(STOP HOARDING MEDICINES)
Lately, there has been a lot of excitement about Lopinavir-Ritonavir, Hydroxychloroquine and other treatments. Surprisingly, people are starting to hoard these medicines, especially HCQ (Hydroxychloroquine) since it’s so cheaply available in pharmacies with a prescription. I do not understand why are doctors freely writing HCQ prescriptions for their known friends, families and VIP patients just so that they can have them.
As per guidelines set by health systems with directions from CDC, there are several stages of COVID-19 cases like mild, moderate, severe and critical. These stages are based on severity of symptoms and intubation status. So HCQ is not even needed in most mild cases. In cases of moderate and higher severities, you would rather go to the hospital to fix the respiratory depression, clear the airway, suppress the secretions and prevent emergencies instead of carelessly taking HCQ at home. This is dangerous because patients can actually die if respiratory complications are not controlled which can only be done in a hospital setting. Then what’s the point in hoarding medicines at home when they should be reserved for patients who actually need them!
And if symptoms are relieved but the virus is not eliminated, they might be under the illusion that they are cured and will not practice social distancing and other measures as seriously as they should be. This would make them even more contagious.

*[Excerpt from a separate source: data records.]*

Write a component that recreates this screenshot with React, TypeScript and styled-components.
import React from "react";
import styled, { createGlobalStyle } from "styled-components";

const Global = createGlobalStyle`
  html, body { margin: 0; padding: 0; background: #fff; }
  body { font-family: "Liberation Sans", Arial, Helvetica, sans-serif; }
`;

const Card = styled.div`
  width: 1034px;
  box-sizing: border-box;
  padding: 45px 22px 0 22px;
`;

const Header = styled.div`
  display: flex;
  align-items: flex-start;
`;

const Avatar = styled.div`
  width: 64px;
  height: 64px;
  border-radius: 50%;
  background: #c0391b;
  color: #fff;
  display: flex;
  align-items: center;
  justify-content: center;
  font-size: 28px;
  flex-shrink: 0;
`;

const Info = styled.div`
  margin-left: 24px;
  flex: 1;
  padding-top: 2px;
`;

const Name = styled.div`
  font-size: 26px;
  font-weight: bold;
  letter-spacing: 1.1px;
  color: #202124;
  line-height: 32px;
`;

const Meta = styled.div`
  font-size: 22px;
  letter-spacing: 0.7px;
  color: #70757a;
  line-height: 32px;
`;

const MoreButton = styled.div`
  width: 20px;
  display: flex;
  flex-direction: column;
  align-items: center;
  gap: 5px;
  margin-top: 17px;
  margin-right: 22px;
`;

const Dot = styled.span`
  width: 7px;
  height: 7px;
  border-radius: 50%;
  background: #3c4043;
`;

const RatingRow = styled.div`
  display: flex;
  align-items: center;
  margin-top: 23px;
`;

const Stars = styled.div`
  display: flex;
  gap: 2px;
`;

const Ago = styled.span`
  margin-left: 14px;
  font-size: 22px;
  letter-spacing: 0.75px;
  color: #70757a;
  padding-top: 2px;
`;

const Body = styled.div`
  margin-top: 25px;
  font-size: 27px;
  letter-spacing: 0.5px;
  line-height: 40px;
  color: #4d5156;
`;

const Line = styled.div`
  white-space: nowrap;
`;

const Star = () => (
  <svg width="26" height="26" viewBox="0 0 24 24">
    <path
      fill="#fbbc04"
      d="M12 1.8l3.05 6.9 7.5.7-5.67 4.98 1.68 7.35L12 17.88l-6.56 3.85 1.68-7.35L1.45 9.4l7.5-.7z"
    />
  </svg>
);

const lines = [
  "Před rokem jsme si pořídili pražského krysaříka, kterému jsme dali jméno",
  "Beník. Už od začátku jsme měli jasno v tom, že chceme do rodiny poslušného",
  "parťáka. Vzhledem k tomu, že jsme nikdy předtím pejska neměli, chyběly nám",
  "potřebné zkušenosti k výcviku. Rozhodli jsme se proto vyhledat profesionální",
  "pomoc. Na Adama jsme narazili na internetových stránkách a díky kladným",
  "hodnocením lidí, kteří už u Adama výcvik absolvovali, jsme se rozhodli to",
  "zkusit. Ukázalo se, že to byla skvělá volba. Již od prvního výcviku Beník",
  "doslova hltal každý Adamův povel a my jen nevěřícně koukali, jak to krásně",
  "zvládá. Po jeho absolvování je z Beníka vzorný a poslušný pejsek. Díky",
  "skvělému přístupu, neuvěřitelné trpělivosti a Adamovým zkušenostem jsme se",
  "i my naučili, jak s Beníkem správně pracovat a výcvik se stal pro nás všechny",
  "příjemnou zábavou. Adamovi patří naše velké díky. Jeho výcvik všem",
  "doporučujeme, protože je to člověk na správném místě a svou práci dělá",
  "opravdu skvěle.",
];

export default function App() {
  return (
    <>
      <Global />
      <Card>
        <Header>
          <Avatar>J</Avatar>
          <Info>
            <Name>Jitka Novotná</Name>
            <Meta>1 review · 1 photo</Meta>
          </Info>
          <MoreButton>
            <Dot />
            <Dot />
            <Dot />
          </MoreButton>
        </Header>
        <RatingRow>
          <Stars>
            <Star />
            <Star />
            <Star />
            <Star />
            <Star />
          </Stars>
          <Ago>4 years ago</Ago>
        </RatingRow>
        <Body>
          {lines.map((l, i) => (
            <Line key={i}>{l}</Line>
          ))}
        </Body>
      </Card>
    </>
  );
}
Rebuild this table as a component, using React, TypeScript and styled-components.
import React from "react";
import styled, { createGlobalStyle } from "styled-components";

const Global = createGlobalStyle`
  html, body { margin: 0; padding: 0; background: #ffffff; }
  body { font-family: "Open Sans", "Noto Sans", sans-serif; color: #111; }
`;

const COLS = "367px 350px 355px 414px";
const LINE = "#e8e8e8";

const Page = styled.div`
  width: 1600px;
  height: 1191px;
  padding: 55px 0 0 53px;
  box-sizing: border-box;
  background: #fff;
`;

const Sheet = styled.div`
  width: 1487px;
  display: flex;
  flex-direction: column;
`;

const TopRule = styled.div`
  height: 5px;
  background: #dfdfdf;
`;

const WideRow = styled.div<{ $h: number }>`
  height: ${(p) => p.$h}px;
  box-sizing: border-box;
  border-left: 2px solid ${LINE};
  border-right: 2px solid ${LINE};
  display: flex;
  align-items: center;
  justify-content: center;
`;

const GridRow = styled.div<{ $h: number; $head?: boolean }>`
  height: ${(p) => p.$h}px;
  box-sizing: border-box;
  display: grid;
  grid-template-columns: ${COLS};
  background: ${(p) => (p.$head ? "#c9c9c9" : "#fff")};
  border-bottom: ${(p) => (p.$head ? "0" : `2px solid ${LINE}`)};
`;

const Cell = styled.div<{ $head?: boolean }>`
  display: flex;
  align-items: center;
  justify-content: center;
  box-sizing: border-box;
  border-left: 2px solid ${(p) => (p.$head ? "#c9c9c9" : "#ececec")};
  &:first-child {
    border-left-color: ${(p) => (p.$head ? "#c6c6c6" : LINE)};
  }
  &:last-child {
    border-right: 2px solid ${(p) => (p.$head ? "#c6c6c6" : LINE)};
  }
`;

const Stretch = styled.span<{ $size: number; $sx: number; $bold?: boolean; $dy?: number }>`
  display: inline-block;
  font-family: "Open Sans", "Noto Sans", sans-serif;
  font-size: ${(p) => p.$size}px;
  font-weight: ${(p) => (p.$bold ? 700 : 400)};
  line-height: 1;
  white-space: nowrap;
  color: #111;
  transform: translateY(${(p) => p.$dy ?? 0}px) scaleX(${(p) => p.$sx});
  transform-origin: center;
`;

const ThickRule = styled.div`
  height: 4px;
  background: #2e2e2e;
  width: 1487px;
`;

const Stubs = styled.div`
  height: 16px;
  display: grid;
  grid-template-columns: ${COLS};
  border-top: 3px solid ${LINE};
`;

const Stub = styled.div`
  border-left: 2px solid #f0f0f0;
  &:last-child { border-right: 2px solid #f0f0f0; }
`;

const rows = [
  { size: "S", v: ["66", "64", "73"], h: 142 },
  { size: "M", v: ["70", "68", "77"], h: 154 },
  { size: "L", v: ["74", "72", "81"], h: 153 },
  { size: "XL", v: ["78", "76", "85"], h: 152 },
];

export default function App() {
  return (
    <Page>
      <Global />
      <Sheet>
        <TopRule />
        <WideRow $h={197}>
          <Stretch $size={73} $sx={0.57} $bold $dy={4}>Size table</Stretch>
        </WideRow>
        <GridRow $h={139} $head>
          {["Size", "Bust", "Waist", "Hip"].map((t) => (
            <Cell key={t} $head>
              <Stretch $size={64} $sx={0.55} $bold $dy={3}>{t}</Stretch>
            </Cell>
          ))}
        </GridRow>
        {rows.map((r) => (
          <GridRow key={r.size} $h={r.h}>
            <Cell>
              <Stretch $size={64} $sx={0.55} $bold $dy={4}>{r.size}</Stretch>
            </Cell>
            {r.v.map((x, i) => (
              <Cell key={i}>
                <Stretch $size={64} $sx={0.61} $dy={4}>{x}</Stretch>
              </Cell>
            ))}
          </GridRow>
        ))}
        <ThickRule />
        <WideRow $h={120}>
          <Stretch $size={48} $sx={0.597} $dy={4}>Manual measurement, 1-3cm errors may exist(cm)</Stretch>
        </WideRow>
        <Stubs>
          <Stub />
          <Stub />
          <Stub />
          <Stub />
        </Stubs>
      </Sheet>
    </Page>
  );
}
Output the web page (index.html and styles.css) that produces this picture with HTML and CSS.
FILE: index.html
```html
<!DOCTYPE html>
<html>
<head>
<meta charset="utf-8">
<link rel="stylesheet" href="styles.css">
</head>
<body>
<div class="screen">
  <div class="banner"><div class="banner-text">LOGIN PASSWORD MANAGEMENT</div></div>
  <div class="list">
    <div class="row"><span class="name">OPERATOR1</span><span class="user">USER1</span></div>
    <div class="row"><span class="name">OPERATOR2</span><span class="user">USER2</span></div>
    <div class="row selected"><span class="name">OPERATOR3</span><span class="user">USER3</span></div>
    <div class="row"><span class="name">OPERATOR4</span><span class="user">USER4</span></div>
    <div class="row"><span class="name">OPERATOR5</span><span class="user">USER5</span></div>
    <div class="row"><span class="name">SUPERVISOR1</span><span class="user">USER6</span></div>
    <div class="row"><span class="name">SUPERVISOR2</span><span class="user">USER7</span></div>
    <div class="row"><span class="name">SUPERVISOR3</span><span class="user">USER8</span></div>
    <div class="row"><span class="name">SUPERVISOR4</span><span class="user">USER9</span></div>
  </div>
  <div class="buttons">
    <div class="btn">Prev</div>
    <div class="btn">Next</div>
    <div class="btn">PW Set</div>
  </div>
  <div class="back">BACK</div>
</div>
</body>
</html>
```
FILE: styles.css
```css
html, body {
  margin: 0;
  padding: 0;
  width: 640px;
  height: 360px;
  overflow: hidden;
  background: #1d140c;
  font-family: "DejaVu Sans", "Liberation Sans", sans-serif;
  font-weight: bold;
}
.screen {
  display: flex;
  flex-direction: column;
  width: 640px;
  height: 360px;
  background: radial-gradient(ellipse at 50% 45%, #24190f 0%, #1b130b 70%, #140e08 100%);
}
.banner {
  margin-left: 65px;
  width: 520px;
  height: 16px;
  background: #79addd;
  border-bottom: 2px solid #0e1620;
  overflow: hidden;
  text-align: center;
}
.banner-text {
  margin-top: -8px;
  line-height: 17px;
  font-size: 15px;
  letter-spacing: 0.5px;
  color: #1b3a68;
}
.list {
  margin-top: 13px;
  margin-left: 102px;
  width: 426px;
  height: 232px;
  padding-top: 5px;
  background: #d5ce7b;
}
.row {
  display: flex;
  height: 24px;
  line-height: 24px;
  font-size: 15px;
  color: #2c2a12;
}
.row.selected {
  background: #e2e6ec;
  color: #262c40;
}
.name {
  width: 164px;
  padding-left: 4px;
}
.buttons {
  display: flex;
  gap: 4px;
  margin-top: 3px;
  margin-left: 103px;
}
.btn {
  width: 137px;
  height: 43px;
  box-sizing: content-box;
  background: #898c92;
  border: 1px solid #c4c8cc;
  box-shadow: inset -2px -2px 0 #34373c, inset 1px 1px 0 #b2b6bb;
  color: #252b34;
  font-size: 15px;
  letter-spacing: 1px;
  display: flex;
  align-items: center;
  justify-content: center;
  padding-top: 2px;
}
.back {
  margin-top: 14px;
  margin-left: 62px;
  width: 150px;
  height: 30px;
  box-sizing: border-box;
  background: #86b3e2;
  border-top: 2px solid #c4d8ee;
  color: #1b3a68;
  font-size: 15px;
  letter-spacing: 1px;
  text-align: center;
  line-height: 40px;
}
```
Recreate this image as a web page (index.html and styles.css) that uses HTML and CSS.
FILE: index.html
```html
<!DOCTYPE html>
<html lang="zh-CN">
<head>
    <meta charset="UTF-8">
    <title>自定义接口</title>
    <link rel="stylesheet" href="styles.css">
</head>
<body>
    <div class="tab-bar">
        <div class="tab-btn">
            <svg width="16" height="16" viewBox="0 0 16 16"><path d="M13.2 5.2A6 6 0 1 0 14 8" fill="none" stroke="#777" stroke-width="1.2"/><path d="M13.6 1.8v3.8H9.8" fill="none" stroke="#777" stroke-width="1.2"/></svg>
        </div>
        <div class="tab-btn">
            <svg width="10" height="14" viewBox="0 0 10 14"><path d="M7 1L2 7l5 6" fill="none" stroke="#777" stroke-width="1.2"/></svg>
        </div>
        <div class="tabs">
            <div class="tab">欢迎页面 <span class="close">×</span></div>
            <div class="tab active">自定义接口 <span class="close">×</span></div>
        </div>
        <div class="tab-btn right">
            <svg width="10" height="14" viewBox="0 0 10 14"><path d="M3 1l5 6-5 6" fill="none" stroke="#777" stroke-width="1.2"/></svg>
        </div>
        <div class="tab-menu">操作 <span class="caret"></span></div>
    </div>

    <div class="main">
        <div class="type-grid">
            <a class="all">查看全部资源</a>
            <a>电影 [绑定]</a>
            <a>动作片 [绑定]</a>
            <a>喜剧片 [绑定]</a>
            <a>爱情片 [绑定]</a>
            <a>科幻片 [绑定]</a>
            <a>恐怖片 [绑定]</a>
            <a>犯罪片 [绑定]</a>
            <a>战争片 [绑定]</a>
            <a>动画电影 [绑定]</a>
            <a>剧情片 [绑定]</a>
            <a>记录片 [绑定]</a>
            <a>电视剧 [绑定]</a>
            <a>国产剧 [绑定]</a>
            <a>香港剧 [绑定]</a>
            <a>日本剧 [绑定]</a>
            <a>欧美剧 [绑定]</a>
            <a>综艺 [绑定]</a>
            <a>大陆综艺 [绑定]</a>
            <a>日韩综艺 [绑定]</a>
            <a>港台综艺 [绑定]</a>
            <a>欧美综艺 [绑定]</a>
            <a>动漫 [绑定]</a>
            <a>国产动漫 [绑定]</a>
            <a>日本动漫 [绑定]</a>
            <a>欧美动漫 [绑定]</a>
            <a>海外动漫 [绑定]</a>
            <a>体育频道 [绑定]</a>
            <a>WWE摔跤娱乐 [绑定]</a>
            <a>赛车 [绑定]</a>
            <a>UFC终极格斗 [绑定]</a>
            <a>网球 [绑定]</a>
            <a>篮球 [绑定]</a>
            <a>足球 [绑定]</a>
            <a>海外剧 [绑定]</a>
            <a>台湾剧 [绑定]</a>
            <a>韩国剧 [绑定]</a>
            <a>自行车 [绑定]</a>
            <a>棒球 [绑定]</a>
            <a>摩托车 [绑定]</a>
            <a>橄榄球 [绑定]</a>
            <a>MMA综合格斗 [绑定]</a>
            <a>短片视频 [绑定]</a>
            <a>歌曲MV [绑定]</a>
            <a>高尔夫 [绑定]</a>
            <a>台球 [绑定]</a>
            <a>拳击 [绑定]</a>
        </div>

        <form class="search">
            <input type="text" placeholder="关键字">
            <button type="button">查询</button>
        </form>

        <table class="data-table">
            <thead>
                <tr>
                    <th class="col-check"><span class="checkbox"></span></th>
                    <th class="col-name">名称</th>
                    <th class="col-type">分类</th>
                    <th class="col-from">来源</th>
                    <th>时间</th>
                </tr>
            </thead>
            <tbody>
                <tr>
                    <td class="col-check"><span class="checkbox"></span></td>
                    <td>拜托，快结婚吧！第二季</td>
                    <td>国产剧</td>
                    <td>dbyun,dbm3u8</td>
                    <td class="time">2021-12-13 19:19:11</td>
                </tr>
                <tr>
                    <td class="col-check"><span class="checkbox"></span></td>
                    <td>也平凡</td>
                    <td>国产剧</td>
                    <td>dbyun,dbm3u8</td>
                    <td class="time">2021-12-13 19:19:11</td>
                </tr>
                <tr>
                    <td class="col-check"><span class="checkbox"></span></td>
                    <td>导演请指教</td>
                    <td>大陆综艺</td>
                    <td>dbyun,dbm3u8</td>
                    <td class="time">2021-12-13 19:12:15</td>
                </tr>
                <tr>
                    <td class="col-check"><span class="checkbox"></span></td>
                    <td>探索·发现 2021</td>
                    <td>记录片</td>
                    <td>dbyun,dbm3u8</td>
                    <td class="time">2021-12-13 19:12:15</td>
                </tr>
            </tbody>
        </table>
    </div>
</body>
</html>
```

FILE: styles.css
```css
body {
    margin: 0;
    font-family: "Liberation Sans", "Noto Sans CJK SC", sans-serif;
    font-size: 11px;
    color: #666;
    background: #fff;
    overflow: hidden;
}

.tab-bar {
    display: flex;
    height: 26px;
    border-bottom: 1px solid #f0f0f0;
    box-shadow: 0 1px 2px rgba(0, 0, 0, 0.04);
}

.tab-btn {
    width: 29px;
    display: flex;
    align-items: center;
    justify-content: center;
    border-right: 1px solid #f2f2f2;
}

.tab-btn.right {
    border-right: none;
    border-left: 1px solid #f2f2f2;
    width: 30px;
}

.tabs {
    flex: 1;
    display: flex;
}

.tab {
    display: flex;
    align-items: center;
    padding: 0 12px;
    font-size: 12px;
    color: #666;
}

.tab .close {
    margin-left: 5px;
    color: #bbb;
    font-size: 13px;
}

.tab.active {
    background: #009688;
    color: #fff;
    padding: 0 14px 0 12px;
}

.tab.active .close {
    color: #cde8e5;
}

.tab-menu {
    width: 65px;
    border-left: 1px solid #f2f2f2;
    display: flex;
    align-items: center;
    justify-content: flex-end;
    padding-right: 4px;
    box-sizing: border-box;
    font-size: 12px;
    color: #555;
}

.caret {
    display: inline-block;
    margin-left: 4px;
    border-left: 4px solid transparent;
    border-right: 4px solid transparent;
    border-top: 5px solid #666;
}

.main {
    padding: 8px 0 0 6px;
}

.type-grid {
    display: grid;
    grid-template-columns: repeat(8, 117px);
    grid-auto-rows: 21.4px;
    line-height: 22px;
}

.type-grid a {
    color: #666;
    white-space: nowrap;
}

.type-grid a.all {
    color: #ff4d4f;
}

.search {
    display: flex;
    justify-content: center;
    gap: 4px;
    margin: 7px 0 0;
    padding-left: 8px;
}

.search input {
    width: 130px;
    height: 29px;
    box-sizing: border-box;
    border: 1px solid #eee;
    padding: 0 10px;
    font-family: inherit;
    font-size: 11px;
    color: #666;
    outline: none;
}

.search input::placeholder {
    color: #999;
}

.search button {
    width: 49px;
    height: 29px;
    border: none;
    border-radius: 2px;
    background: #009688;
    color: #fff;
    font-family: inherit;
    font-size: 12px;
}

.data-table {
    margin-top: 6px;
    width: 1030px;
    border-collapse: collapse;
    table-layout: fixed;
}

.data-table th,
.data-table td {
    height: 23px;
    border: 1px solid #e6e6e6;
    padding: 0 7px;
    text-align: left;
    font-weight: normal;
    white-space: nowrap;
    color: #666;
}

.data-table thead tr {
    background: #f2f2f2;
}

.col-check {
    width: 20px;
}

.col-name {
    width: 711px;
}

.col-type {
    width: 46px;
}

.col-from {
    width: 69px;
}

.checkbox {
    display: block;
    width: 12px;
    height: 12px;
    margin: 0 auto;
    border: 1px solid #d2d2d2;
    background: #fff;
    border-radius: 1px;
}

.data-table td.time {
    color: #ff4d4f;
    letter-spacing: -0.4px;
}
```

Here is a very thought provoking and interesting article from Medscape by Dr F Perry Wilson:
Click the link above for the detailed article but I urge you to read the part I liked the most:
“Now let’s look at the study. Thirty-six patients in France with COVID-19 were examined. Twenty of them got hydroxychloroquine and 16 were controls. But this was not randomized; treated patients were different from those not receiving treatment. The researchers looked at viral carriage over time in the two groups and found what you see here:
This appears to be a dramatic reduction in coronavirus carriage in those treated with hydroxychloroquine. Awesome, right? Sure, it’s not randomized, but when we need to make decisions fast, “perfect” may be the enemy of “good.” Does this study increase my 50/50 prediction that hydroxychloroquine could help?
Well, with data coming at us so fast, we have to be careful. There is a huge fly in the ointment in this study that seems to have been broadly overlooked, or at least underplayed. There was differential loss to follow-up in the two arms of the study; viral positivity was not available for six patients in the treatment group, none in the control group. Why unavailable? I made this table to show you:
Three patients were transferred to the ICU, one died, and the other two stopped their treatment. By the way, none of the patients in the control group died or went to the ICU. Had these six patients not been dropped, the story we might have is that hydroxychloroquine increases the rate of death and ICU transfer in COVID-19.”
Bottom-line: Please stop hoarding medicines. When dealing with COVID-19, an unknown enemy with a drug which has created an excitement with unknown clinical outcomes (based on the above article), it would be foolish to self-medicate with HCQ. The right approach would be to go to hospital if your symptoms are moderate to higher severity.
Even more, please focus on prevention than cure. Stay away from everyone, practice social distancing, wash hands, take showers after work, keep your homes clean, get educated on symptoms on CDC website and stop doing things just because others are doing them. Only follow advice from your healthcare providers.